Auckland Council has got itself in a helluva mess over botched building consents after it misinterpreted its own confusing rules. The consents relate to building alterations in “character” suburbs such as Ponsonby and Devonport and will probably have to be applied for again, at huge inconvenience to the home owners and expense to the ratepayers, since the council will meet the costs and may have to pay compensation as well.
Radio New Zealand interviewed a planning lawyer who said the cockup showed how complicated the council’s planning rules were. It all seemed wearisomely familiar, but that wasn’t the only reason the Radio NZ news item sounded a bit Groundhog Day-ish. They also interviewed the council’s resource consents general manager, who turned out to be an Englishman.
Am I the only one who’s struck by the number of bureaucrats in local and central government who speak with a Pommy accent? If I was less lazy and more methodical, I would keep a record of the number of times they pop up in the TV and radio news.

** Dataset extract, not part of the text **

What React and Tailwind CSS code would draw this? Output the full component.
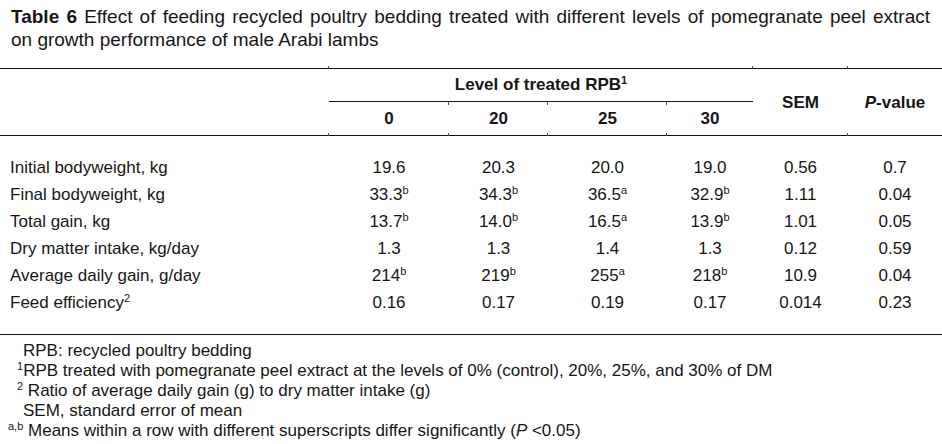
// Table 6 – growth performance of Arabi lambs
import React from "react";

const cols = "grid grid-cols-[329px_120px_99px_119px_86px_95px_94px]";

const rows = [
  { label: "Initial bodyweight, kg", vals: [["19.6"], ["20.3"], ["20.0"], ["19.0"]], sem: "0.56", p: "0.7" },
  { label: "Final bodyweight, kg", vals: [["33.3", "b"], ["34.3", "b"], ["36.5", "a"], ["32.9", "b"]], sem: "1.11", p: "0.04" },
  { label: "Total gain, kg", vals: [["13.7", "b"], ["14.0", "b"], ["16.5", "a"], ["13.9", "b"]], sem: "1.01", p: "0.05" },
  { label: "Dry matter intake, kg/day", vals: [["1.3"], ["1.3"], ["1.4"], ["1.3"]], sem: "0.12", p: "0.59" },
  { label: "Average daily gain, g/day", vals: [["214", "b"], ["219", "b"], ["255", "a"], ["218", "b"]], sem: "10.9", p: "0.04" },
  { label: "Feed efficiency", sup: "2", vals: [["0.16"], ["0.17"], ["0.19"], ["0.17"]], sem: "0.014", p: "0.23" },
];

function Sup({ children }) {
  return <span className="relative top-[-6px] align-baseline text-[11px] leading-none">{children}</span>;
}

// little cell-border stubs that poke out of the rules
function Tick({ side = "left", pos = "top" }) {
  const x = side === "left" ? "left-0" : "right-0";
  const y = pos === "top" ? "top-[-3px]" : pos === "below" ? "bottom-[-4px]" : "bottom-[-1px]";
  return <span className={`absolute ${x} ${y} h-[3px] w-px bg-[#555]`} />;
}

export default function App() {
  return (
    <div className="w-[942px] h-[444px] overflow-hidden bg-white text-[#161616] font-['Liberation_Sans',Arial,sans-serif]">
      <div className="pl-[11px] pt-[5px] text-[19px] leading-[23px]">
        <div className="w-[919px] text-justify [text-align-last:justify]">
          <b>Table 6</b> Effect of feeding recycled poultry bedding treated with different levels of pomegranate peel extract
        </div>
        <div>on growth performance of male Arabi lambs</div>
      </div>

      {/* header */}
      <div className={`${cols} mt-[17px] border-t border-b border-[#111] text-[17px] font-bold`}>
        <div className="relative row-span-2">
          <Tick side="right" pos="top" />
          <Tick side="right" pos="bottom" />
        </div>
        <div className="relative col-span-4 h-[33px] flex items-center justify-center border-b border-[#111]">
          <span>
            Level of treated RPB<Sup>1</Sup>
          </span>
          <Tick side="right" pos="top" />
        </div>
        <div className="relative row-span-2 flex items-center justify-center pt-[2px]">
          SEM
          <Tick side="right" pos="top" />
          <Tick side="right" pos="bottom" />
        </div>
        <div className="row-span-2 flex items-center justify-center pt-[2px]">
          <span>
            <i>P</i>-value
          </span>
        </div>
        {["0", "20", "25", "30"].map((h, i) => (
          <div key={h} className="relative h-[33px] flex items-center justify-center">
            {h}
            {i < 3 && <Tick side="right" pos="below-top" />}
            {i < 3 && <span className="absolute right-0 top-0 h-[3px] w-px bg-[#555]" />}
            {i < 3 && <Tick side="right" pos="bottom" />}
          </div>
        ))}
      </div>

      {/* body */}
      <div className="border-b border-[#111] py-[18px] text-[17px]">
        {rows.map((r) => (
          <div key={r.label} className={`${cols} h-[27px] items-center`}>
            <div className="pl-[10px]">
              {r.label}
              {r.sup && <Sup>{r.sup}</Sup>}
            </div>
            {r.vals.map(([v, s], i) => (
              <div key={i} className="text-center">
                {v}
                {s && <Sup>{s}</Sup>}
              </div>
            ))}
            <div className="text-center">{r.sem}</div>
            <div className="text-center">{r.p}</div>
          </div>
        ))}
      </div>

      {/* footnotes */}
      <div className="pt-[6px] text-[17px] leading-[20px]">
        <div className="pl-[23px]">RPB: recycled poultry bedding</div>
        <div className="pl-[17px]">
          <Sup>1</Sup>RPB treated with pomegranate peel extract at the levels of 0% (control), 20%, 25%, and 30% of DM
        </div>
        <div className="pl-[17px]">
          <Sup>2</Sup> Ratio of average daily gain (g) to dry matter intake (g)
        </div>
        <div className="pl-[23px]">SEM, standard error of mean</div>
        <div className="pl-[8px]">
          <Sup>a,b</Sup> Means within a row with different superscripts differ significantly (<i>P</i> &lt;0.05)
        </div>
      </div>
    </div>
  );
}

I don’t want to be dragged before the Human Rights Commission and accused of racism (I actually like most Poms), but it seems to me that a quite disproportionate number of the officials who enforce nitpicking rules and regulations in New Zealand are English. Is it because they’re gifted managers, or is it that they’re naturally officious and attracted to jobs that involve telling other people what to do? Cases like the Auckland Council consents row suggest it’s unlikely to be the former.